Using the entries that follow, state how many lines contain the word "table". The response is that number and nothing more.

**Material**
-- Start --

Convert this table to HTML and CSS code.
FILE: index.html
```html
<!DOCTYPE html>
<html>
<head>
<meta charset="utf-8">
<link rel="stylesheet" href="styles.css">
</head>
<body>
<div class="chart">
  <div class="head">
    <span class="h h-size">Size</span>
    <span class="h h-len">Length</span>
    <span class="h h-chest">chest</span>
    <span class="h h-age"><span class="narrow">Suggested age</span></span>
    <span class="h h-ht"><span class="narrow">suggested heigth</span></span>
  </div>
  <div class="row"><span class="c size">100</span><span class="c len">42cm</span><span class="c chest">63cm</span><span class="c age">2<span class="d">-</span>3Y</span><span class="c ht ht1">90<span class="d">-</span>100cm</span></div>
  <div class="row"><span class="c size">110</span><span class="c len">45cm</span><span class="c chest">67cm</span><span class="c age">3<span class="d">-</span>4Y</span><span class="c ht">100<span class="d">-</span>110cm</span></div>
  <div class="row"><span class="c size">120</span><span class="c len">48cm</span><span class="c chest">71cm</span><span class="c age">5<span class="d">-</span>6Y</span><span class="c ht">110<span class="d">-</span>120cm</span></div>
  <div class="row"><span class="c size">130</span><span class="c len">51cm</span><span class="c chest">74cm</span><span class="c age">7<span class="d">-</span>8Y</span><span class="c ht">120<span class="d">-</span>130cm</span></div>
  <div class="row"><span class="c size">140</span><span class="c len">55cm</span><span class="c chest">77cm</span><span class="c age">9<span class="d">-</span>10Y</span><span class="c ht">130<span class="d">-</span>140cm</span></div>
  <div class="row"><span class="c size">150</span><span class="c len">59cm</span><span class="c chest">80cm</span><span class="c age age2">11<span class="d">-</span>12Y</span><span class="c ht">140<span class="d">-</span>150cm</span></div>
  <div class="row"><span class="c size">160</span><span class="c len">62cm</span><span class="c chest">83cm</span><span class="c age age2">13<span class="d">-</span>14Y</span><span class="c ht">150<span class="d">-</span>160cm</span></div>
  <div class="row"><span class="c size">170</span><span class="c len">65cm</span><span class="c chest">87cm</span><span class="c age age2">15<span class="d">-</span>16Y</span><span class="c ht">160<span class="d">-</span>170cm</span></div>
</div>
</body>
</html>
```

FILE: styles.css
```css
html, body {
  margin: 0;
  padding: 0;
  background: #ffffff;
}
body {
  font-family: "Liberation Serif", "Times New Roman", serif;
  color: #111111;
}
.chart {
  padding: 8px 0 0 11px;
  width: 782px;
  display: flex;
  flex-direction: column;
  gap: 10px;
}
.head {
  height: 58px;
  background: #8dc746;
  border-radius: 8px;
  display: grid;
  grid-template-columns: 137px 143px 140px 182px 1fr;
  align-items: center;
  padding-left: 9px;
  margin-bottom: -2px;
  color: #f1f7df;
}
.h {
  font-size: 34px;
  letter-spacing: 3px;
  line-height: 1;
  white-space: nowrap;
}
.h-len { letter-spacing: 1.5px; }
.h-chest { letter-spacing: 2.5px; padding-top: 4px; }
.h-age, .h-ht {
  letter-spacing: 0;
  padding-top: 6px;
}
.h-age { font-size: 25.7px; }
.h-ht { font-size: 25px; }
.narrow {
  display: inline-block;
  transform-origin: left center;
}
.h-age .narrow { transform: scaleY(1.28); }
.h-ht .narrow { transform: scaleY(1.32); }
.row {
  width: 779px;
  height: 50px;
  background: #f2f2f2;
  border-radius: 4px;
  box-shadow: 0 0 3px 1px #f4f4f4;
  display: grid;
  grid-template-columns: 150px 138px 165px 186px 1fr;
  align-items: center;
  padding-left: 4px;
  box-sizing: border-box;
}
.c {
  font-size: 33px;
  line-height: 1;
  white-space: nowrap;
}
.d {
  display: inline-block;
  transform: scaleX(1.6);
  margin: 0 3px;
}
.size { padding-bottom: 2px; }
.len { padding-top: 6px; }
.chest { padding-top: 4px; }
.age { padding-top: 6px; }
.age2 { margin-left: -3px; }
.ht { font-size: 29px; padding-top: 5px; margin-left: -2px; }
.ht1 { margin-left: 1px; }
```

-- End --
-- Start --

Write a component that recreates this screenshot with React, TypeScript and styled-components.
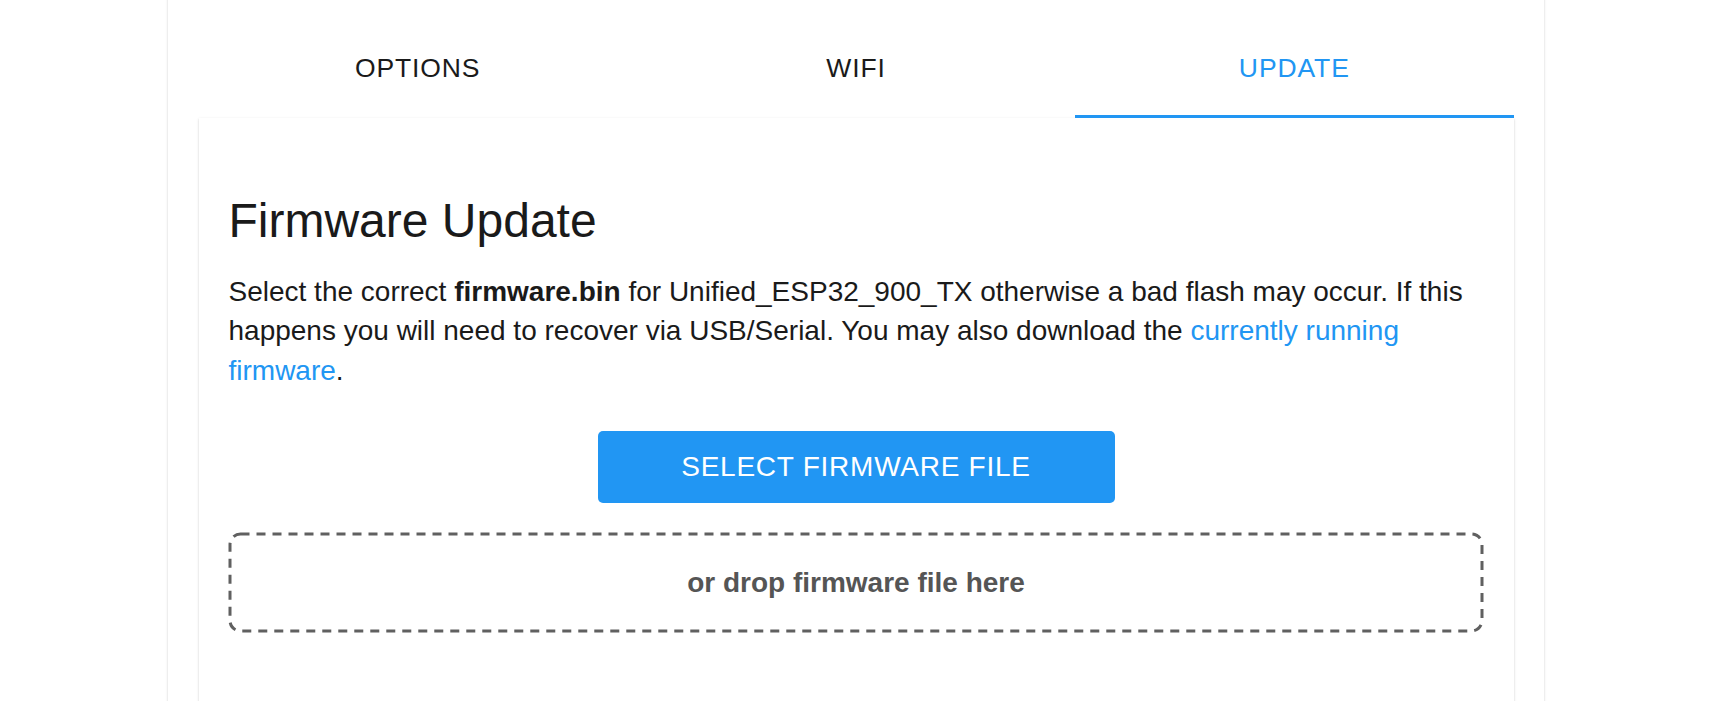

-- End --
-- Start --

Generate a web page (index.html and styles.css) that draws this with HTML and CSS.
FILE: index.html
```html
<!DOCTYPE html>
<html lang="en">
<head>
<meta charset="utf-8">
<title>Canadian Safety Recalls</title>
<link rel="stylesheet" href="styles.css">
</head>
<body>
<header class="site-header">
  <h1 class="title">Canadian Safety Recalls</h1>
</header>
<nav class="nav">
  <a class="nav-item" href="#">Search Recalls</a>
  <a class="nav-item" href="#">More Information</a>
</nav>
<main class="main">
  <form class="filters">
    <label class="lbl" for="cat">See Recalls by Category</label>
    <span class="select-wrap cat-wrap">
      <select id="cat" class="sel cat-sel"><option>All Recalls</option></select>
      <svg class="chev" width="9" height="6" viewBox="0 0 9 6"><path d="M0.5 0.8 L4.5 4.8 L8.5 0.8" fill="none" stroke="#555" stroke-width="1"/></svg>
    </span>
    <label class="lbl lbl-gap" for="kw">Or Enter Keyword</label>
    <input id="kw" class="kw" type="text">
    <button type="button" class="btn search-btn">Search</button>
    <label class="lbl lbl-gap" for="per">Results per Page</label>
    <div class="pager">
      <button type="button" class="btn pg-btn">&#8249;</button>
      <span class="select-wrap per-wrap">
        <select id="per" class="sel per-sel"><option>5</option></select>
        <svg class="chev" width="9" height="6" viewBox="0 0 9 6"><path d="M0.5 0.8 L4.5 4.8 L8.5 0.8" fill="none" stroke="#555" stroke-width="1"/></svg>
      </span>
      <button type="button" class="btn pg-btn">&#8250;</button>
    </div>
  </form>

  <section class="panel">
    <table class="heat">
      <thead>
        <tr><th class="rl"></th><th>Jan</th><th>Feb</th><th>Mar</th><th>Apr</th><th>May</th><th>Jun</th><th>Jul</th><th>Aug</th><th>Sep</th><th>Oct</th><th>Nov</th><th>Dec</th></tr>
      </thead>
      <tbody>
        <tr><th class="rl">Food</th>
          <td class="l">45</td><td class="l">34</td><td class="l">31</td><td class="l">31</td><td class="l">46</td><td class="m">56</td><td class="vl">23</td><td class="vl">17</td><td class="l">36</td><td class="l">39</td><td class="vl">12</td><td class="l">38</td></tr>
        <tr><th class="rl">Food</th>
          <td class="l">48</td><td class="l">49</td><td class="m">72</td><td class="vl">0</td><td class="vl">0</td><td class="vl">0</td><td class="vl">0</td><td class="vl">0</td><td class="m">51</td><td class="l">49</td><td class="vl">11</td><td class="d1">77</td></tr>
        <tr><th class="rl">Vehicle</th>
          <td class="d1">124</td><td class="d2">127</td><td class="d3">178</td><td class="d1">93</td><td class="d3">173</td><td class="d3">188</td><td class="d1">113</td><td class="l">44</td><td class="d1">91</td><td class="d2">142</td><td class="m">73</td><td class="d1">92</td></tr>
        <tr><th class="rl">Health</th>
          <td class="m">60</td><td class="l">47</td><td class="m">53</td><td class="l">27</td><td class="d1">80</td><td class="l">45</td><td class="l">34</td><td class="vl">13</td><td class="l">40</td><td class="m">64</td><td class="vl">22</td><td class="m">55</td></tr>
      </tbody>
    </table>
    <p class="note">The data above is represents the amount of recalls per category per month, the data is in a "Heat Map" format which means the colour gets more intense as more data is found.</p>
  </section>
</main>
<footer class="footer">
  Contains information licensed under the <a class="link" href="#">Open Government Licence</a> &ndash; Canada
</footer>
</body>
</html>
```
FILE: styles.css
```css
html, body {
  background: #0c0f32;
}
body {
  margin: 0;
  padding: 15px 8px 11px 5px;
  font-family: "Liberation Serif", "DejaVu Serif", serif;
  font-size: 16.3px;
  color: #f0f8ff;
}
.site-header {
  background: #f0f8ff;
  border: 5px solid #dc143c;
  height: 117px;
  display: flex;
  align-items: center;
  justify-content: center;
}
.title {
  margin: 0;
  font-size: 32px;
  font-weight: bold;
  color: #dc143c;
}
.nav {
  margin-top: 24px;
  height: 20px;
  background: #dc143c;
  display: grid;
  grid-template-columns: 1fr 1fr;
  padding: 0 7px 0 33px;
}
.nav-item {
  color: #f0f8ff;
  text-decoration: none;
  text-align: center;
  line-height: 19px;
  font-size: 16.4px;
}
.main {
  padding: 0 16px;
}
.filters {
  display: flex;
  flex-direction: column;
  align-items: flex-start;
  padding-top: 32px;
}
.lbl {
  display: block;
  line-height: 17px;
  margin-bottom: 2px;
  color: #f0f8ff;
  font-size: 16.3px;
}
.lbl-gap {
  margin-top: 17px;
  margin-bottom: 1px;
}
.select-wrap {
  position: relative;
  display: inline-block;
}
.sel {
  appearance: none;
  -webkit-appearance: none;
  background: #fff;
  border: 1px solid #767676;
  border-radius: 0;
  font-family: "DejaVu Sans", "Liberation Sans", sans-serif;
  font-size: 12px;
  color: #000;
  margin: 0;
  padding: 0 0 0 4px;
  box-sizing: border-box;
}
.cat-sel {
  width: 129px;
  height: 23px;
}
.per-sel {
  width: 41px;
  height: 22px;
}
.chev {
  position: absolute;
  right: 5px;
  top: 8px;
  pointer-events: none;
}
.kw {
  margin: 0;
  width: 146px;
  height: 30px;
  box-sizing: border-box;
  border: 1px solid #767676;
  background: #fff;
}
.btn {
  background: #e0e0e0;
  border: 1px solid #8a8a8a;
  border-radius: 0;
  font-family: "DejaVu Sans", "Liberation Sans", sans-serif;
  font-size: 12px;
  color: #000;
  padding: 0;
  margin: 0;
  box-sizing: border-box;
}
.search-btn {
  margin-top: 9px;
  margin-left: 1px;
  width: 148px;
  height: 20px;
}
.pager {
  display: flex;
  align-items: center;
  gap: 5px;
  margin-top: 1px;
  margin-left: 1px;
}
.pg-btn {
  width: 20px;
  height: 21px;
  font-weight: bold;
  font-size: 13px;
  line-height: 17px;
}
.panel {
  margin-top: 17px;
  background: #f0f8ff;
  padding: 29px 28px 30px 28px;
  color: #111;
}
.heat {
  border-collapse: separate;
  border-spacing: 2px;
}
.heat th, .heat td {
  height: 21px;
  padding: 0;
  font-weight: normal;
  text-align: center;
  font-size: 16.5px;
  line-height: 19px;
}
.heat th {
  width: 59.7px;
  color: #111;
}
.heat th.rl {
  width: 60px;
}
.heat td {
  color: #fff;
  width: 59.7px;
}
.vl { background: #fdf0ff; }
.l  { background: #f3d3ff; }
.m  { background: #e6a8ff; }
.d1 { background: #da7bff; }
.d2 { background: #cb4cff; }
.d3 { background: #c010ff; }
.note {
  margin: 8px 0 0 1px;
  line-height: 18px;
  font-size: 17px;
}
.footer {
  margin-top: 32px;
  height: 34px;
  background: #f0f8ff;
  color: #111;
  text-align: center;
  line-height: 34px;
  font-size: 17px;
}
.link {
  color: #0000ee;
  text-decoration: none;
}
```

-- End --

**Correct output**
3